I think it’s quite clear over the last couple of years, trans issues have become far more – I don’t want to say far more mainstream, but they’re talked about more, they’re understood more. That can only help. There’s much more conversation about it in the media. At least it is here. I guess the issue is, it may well not be in other countries.

‘What is the actual law? What is the thing that are illegal in that country, and not?’

In terms of advice [for trans travelers], the example I think of is Brazil, where gay and lesbian people are welcome but trans people aren’t as much – or at all.

I think that’s a very fair thing to say. You also have differences between lesbian or gay relationships and how they’re seen. Whether they’re socially accepted or not socially accepted. So we’ll always be as clear as we can: ‘What is the actual law? What is the thing that is illegal in that country, and not?’

And we’ll try to give a sense of whether the social attitudes fit that. Because in some countries it may be illegal, but the social attitudes are quite open. In others, it may be legal but actually, social attitudes are incredibly conservative.

How do you feel about press coverage raising the profile of a case?

It’s case-dependent. My experience of media coverage, because it’s quite a blunt tool, is it’s not always clear what the impact will be. We always talk to families when they’re talking to us about the case. We’ll always talk to them about media. If it’s something they want, and of course it’s always down to the family and the individual, whether they want to publicize their case.

‘Media coverage – it’s quite a blunt tool’

We will advise on what we think is best. But it’s absolutely up to them to make those choices. I’d say in some cases it might be able to move things along. In others, it may well stall issues, because people don’t like to see the publicity. I don’t mean that in the UK, but in whichever country they’re in.
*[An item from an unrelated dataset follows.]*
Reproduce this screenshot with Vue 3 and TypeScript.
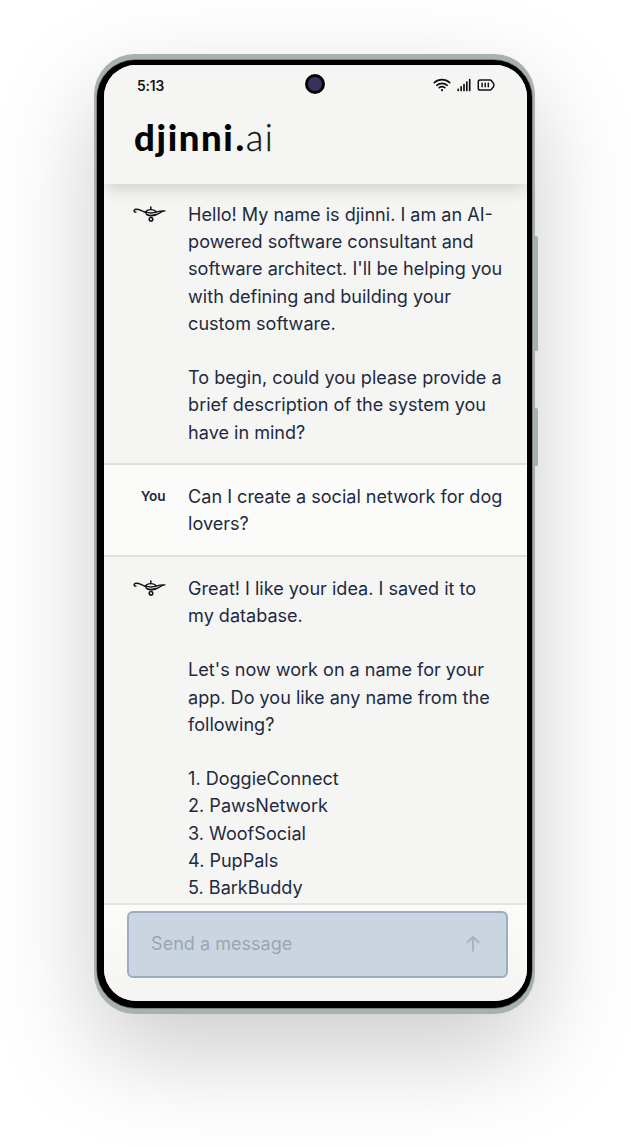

It’s not always easy to judge how UK media will impact international authorities. Sometimes it has no impact. Sometimes it has a good impact. Other times it will have terrible impact.

It’s not always easy to control. It’s almost impossible for families to keep control of the messages they’re wanting to get out there. That can cause problems. If they see that that media is having a negative impact on their loved one, they can’t always then stop it.

I’m sure there are LGBTI people in prison right now. What can we do to support those individuals? 

A very practical way of supporting would be to get in touch with Prisoners Abroad actually. They’re a small charity, but they do amazing work.